■ **Material shown**
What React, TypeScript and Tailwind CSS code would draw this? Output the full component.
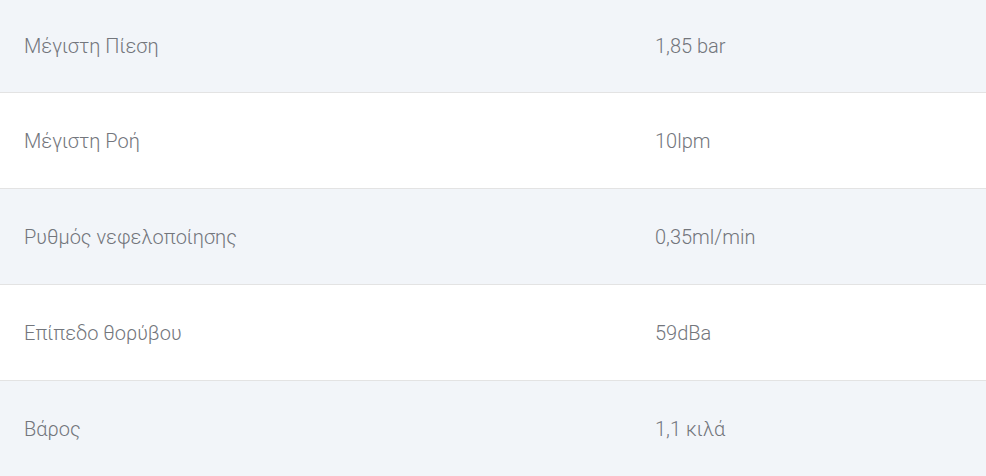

...

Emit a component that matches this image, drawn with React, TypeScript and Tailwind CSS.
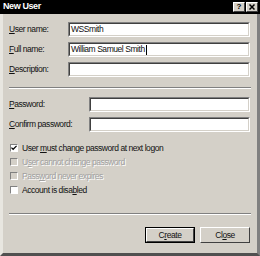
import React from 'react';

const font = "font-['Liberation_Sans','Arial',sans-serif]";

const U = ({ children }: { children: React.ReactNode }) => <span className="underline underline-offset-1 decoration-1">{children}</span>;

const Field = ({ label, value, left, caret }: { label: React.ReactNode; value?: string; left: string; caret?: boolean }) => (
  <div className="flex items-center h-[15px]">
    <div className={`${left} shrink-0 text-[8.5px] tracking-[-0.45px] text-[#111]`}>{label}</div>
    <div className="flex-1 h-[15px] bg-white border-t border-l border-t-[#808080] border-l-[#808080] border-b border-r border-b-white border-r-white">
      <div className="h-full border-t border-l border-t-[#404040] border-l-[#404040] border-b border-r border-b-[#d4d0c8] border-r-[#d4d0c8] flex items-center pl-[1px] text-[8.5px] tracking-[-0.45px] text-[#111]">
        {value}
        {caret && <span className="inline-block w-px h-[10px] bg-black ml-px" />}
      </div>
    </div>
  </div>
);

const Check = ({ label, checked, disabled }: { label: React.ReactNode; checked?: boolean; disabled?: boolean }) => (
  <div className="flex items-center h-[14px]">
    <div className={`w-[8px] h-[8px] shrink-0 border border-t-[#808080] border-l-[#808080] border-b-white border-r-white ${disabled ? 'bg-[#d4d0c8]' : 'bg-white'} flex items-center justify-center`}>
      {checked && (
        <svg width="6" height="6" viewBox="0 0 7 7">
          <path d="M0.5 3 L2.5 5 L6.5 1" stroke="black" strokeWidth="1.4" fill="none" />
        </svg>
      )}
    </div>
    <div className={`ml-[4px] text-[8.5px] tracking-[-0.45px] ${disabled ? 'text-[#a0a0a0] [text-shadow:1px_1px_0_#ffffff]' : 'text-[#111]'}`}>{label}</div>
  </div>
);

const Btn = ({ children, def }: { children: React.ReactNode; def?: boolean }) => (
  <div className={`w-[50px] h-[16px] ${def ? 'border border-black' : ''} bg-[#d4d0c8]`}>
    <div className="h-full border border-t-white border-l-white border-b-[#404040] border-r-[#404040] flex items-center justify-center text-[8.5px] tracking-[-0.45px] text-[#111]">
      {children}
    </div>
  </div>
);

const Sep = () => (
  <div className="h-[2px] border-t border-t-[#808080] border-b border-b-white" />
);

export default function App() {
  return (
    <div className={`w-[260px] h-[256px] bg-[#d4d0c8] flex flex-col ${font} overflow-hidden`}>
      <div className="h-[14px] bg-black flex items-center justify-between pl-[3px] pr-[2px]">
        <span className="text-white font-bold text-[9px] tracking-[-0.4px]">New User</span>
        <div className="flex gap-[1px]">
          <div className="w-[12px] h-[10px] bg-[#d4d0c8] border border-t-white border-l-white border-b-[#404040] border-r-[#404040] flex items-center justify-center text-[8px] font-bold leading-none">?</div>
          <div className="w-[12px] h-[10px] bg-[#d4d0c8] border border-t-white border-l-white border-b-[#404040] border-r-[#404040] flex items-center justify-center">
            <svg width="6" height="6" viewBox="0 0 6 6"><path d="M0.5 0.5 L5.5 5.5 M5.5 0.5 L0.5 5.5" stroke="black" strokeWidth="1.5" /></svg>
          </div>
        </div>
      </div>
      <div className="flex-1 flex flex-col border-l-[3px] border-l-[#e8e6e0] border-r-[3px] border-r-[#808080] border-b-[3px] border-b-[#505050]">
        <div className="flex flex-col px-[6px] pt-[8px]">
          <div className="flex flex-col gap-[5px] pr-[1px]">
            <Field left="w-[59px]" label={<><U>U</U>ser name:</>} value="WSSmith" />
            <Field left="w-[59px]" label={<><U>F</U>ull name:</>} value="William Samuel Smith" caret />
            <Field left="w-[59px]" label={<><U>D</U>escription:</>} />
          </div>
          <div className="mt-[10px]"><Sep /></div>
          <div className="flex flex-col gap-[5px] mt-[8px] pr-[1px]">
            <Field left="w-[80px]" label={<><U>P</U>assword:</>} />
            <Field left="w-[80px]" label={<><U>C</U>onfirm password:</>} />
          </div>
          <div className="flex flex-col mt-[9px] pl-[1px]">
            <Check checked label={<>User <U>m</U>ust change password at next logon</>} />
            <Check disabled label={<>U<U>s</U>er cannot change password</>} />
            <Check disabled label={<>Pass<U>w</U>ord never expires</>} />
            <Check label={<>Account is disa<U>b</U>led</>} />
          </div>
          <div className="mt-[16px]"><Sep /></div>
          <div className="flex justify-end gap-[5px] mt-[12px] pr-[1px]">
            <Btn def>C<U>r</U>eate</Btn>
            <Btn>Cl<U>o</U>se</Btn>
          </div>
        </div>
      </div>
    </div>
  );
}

--

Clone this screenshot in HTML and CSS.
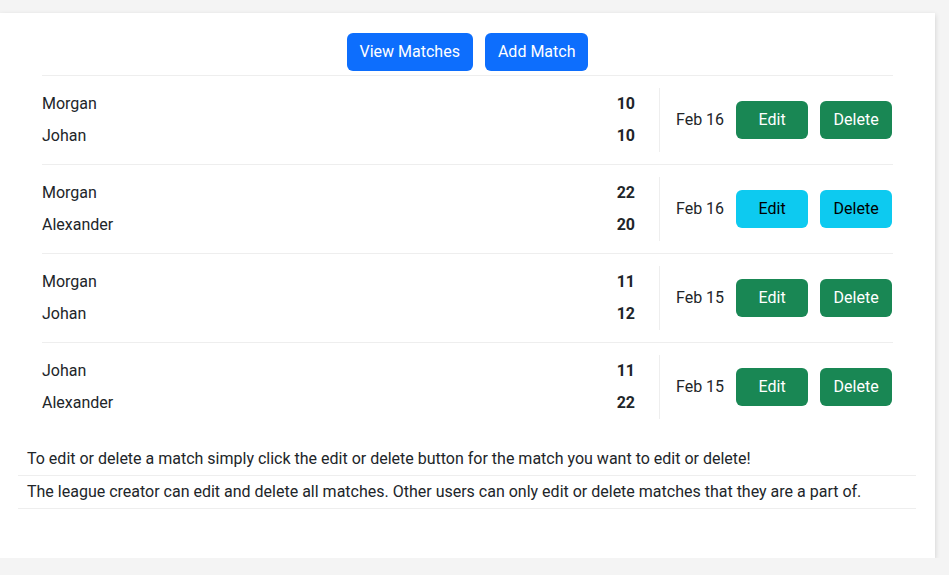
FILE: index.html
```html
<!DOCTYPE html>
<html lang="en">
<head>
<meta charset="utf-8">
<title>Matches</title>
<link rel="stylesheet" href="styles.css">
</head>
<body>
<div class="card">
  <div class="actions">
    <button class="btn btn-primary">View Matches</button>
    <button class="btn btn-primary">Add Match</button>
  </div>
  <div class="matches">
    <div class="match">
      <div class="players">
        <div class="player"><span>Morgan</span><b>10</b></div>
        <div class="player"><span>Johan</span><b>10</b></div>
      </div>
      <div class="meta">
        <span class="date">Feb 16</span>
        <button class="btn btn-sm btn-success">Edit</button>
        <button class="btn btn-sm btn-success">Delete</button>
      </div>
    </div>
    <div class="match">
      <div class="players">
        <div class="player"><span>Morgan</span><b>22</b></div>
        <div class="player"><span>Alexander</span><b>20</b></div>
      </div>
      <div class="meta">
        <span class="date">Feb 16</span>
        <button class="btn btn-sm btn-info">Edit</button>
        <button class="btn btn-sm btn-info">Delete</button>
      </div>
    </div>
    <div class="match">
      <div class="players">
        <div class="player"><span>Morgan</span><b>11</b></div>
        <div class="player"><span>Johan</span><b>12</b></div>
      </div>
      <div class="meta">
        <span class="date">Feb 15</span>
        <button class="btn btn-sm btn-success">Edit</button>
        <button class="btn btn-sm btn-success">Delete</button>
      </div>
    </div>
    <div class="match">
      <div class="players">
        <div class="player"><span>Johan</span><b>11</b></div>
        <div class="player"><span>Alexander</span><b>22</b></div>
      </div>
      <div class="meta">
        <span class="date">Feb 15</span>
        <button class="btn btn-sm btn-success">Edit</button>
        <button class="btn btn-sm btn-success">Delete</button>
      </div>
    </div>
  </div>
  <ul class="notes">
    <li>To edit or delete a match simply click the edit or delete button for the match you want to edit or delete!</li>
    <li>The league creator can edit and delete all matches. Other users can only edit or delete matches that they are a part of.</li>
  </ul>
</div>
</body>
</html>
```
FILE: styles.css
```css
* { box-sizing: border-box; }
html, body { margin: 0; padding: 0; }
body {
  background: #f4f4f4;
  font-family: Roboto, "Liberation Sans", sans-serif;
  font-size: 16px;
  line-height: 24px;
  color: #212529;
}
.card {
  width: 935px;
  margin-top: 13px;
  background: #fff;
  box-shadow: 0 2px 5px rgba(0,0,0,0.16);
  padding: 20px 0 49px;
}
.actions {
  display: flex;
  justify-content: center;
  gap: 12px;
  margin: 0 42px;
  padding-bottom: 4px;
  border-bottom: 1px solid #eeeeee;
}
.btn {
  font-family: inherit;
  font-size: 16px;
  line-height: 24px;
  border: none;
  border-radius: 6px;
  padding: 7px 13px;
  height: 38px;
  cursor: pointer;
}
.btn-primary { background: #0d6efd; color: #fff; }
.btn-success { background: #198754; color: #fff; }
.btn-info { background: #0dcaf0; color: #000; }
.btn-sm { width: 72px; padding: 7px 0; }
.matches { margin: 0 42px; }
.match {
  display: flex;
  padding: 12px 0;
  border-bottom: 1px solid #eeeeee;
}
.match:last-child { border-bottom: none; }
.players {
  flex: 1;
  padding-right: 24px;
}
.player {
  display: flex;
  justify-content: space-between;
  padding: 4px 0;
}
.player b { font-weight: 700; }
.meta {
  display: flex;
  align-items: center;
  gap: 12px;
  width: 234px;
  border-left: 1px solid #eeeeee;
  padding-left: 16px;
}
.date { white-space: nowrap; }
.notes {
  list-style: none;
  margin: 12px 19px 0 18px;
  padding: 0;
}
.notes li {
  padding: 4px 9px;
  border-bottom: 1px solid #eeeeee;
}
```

■ **Task instructions**
From the entries above, copy every line containing the word "that".

■ **Written response**
Emit a component that matches this image, drawn with React, TypeScript and Tailwind CSS.
    <li>The league creator can edit and delete all matches. Other users can only edit or delete matches that they are a part of.</li>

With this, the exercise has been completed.